Paltalk News Network
Administration officials are now saying that the announcement by contender Abdullah Abdullah to sit out Afghanistan's runoff presidential election won't affect President Obama's policy decisions. But should the White House really so quickly dismiss the significance of Abullah's decision?
It's been generally accepted, including by General Stanley McChrystal who has requested more troops, that the mission, whatever it is, is doomed for failure without a legitimate, corruption-free government in place.
The election that forced the runoff was fraught with fraud. Abullah withdrew because he was not convinced that the runoff would be anymore fair. The nation's election commission has now declared incumbent Hamid Harzai the winner and has canceled the runoff. This is all, however, causing qustions about the legitimacy of Karzai's election.

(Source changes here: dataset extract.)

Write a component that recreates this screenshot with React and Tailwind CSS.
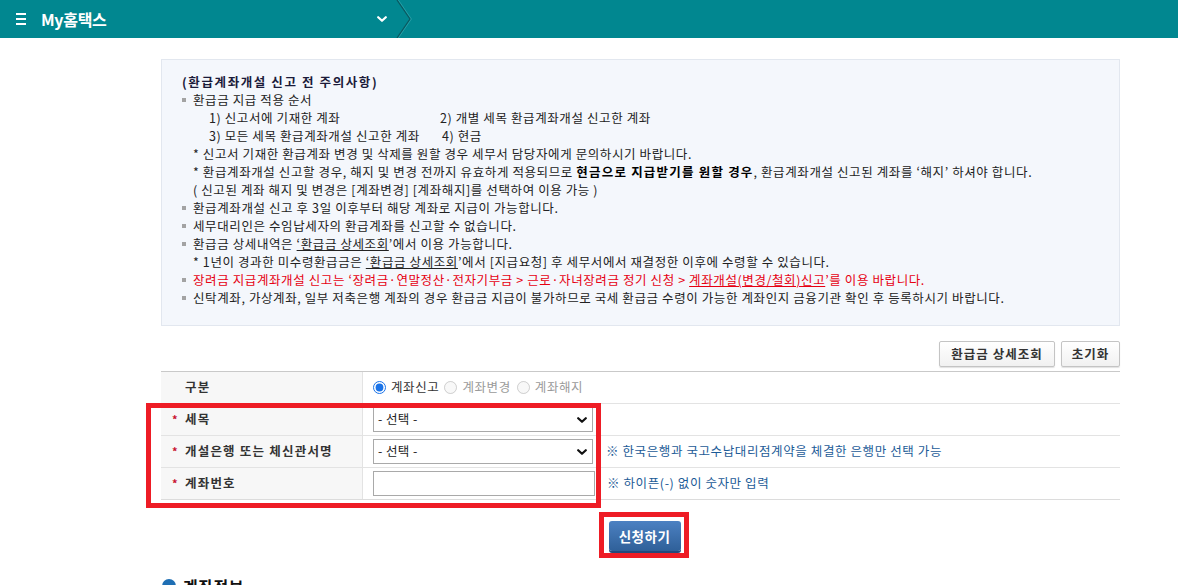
import { useState } from "react";

const font = { fontFamily: '"Malgun Gothic", "Noto Sans CJK KR", "Noto Sans", sans-serif' };

function Bullet() {
  return <span className="inline-block w-[4px] h-[4px] bg-[#a3a3a3] mr-[7px] align-middle mb-[3px]" />;
}

function Chevron({ className }) {
  return (
    <svg viewBox="0 0 10 6" className={className} fill="none" stroke="currentColor" strokeWidth="2.2" strokeLinecap="round" strokeLinejoin="round">
      <path d="M1.2 1.2 5 4.8 8.8 1.2" />
    </svg>
  );
}

function Header() {
  return (
    <header className="relative h-[38px] bg-[#018790] flex items-center text-white">
      <div className="flex flex-col gap-[3px] ml-[16px] w-[10px]">
        <span className="h-[2px] bg-white" />
        <span className="h-[2px] bg-white" />
        <span className="h-[2px] bg-white" />
      </div>
      <span className="ml-[15px] text-[16px] font-bold tracking-[-0.3px]">My홈택스</span>
      <Chevron className="ml-[270px] w-[10px] h-[6px] text-white" />
      <svg viewBox="0 0 16 38" className="absolute left-[396px] top-0 w-[16px] h-[38px]" fill="none">
        <path d="M1 0 14 19 1 38" stroke="#0b5960" strokeWidth="1.3" />
        <path d="M2.4 0 15.4 19 2.4 38" stroke="#2fa4ac" strokeWidth="0.8" />
      </svg>
    </header>
  );
}

function Notice() {
  return (
    <div className="border border-[#e2e7ef] bg-[#f4f7fc] pl-[20px] pt-[13px] pb-[18px] text-[12.5px] tracking-[0.6px] leading-[18px] text-[#222]">
      <div className="font-bold text-[#1b1b3a] tracking-[1.6px]">(환급계좌개설 신고 전 주의사항)</div>
      <div><Bullet />환급금 지급 적용 순서</div>
      <div className="pl-[27px] flex">
        <span className="w-[231px]">1) 신고서에 기재한 계좌</span>
        <span>2) 개별 세목 환급계좌개설 신고한 계좌</span>
      </div>
      <div className="pl-[27px] flex">
        <span className="w-[233px]">3) 모든 세목 환급계좌개설 신고한 계좌</span>
        <span>4) 현금</span>
      </div>
      <div className="pl-[11px]">* 신고서 기재한 환급계좌 변경 및 삭제를 원할 경우 세무서 담당자에게 문의하시기 바랍니다.</div>
      <div className="pl-[11px]">
        * 환급계좌개설 신고할 경우, 해지 및 변경 전까지 유효하게 적용되므로 <b className="text-black tracking-[1.2px]">현금으로 지급받기를 원할 경우</b>, 환급계좌개설 신고된 계좌를 ‘해지’ 하셔야 합니다.
      </div>
      <div className="pl-[11px]">( 신고된 계좌 해지 및 변경은 [계좌변경] [계좌해지]를 선택하여 이용 가능 )</div>
      <div><Bullet />환급계좌개설 신고 후 3일 이후부터 해당 계좌로 지급이 가능합니다.</div>
      <div><Bullet />세무대리인은 수임납세자의 환급계좌를 신고할 수 없습니다.</div>
      <div><Bullet />환급금 상세내역은 <span className="underline">‘환급금 상세조회</span>’에서 이용 가능합니다.</div>
      <div className="pl-[11px]">
        * 1년이 경과한 미수령환급금은 <span className="underline">‘환급금 상세조회</span>’에서 [지급요청] 후 세무서에서 재결정한 이후에 수령할 수 있습니다.
      </div>
      <div className="text-[#e60012]">
        <Bullet />장려금 지급계좌개설 신고는 ‘장려금·연말정산·전자기부금 &gt; 근로·자녀장려금 정기 신청 &gt; <span className="underline">계좌개설(변경/철회)신고</span>’를 이용 바랍니다.
      </div>
      <div><Bullet />신탁계좌, 가상계좌, 일부 저축은행 계좌의 경우 환급금 지급이 불가하므로 국세 환급금 수령이 가능한 계좌인지 금융기관 확인 후 등록하시기 바랍니다.</div>
    </div>
  );
}

function GrayButton({ children, className }) {
  return (
    <button className={`h-[26px] rounded-[2px] border border-[#c4c4c4] bg-gradient-to-b from-white to-[#f1f1f1] shadow-[0_1px_1px_rgba(0,0,0,0.12)] text-[12.5px] font-bold text-[#333] tracking-[1px] ${className}`}>
      {children}
    </button>
  );
}

function Label({ children, required }) {
  return (
    <div className="bg-[#f7f7f7] border-r border-[#e3e3e3] flex items-center pl-[11px] text-[12.5px] font-bold text-[#333] tracking-[1.2px]">
      <span className="w-[13px] text-[#c8102e] text-[11px]">{required ? "*" : ""}</span>
      {children}
    </div>
  );
}

function Select() {
  return (
    <div className="relative w-[220px] h-[25px]">
      <select className="appearance-none w-full h-full border border-[#a9a9a9] bg-white pl-[4px] text-[12.5px] tracking-[0.4px] text-[#222] outline-none">
        <option>- 선택 -</option>
      </select>
      <Chevron className="pointer-events-none absolute right-[6px] top-[10px] w-[10px] h-[6px] text-[#111]" />
    </div>
  );
}

function Form() {
  const [kind, setKind] = useState("new");
  return (
    <div className="relative mt-[4px] border-t border-[#c9c9c9] text-[12.5px] tracking-[0.6px]">
      <div className="grid grid-cols-[202px_1fr] h-[32px] border-b border-[#e3e3e3]">
        <Label>구분</Label>
        <div className="flex items-center pl-[10px]">
          <label className="flex items-center text-[#333]">
            <input type="radio" checked={kind === "new"} onChange={() => setKind("new")} className="m-0 w-[13px] h-[13px] accent-[#1a73e8]" />
            <span className="ml-[5px]">계좌신고</span>
          </label>
          <label className="flex items-center text-[#9a9a9a] ml-[5px]">
            <input type="radio" disabled className="m-0 w-[13px] h-[13px]" />
            <span className="ml-[5px]">계좌변경</span>
          </label>
          <label className="flex items-center text-[#9a9a9a] ml-[6px]">
            <input type="radio" disabled className="m-0 w-[13px] h-[13px]" />
            <span className="ml-[5px]">계좌해지</span>
          </label>
        </div>
      </div>
      <div className="grid grid-cols-[202px_1fr] h-[32px] border-b border-[#e3e3e3]">
        <Label required>세목</Label>
        <div className="flex items-center pl-[10px]">
          <Select />
        </div>
      </div>
      <div className="grid grid-cols-[202px_1fr] h-[32px] border-b border-[#e3e3e3]">
        <Label required>개설은행 또는 체신관서명</Label>
        <div className="flex items-center pl-[10px]">
          <Select />
          <span className="ml-[13px] text-[#1c5b97]">※ 한국은행과 국고수납대리점계약을 체결한 은행만 선택 가능</span>
        </div>
      </div>
      <div className="grid grid-cols-[202px_1fr] h-[32px] border-b border-[#dcdcdc]">
        <Label required>계좌번호</Label>
        <div className="flex items-center pl-[10px]">
          <input type="text" className="w-[222px] h-[25px] border border-[#a9a9a9] bg-white outline-none" />
          <span className="ml-[12px] text-[#1c5b97]">※ 하이픈(-) 없이 숫자만 입력</span>
        </div>
      </div>
      <div className="pointer-events-none absolute left-[-15px] top-[31px] w-[455px] h-[105px] border-[5px] border-[#ee1c25]" />
    </div>
  );
}

export default function App() {
  return (
    <div className="min-h-[585px] bg-white overflow-hidden" style={font}>
      <Header />
      <main className="ml-[161px] w-[959px] pt-[21px]">
        <Notice />
        <div className="flex justify-end gap-[6px] mt-[15px]">
          <GrayButton className="w-[116px]">환급금 상세조회</GrayButton>
          <GrayButton className="w-[59px]">초기화</GrayButton>
        </div>
        <Form />
        <div className="flex justify-center mt-[21px] pl-[8px]">
          <div className="relative">
            <button className="w-[72px] h-[30px] rounded-[3px] bg-gradient-to-b from-[#4c81c2] to-[#2f6099] shadow-[0_2px_0_#24487a] text-white text-[13.5px] font-bold tracking-[0.5px]">
              신청하기
            </button>
            <div className="pointer-events-none absolute left-[-10px] top-[-9px] w-[90px] h-[46px] border-[5px] border-[#ee1c25]" />
          </div>
        </div>
        <div className="flex items-center mt-[23px] ml-[1px]">
          <span className="w-[14px] h-[14px] rounded-full bg-[#1f6fb4]" />
          <span className="ml-[7px] text-[16px] font-bold text-[#111] tracking-[0.5px]">계좌정보</span>
        </div>
      </main>
    </div>
  );
}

Abullah's withdrawal and the unilateral declaration of Karzai's election provide Obama ample opportunity to re-evaluate the war. It's true that he inherited this action. But it's also true that he has said that Afghanistan, unlike Iraq, is the right place to be.
Most Americans would probably agree - assuming that the mission is to get those responsible for the September 11 attacks. But they might not be so quick to support the war if the mission is to protect the Karzai government.
But the administration is signaling otherwise. Secretary of State Hillary Clinton has declared that the United States will continue to work with Karzai. Something that those who question the evolved mission, may see as missing an opportunity to get out.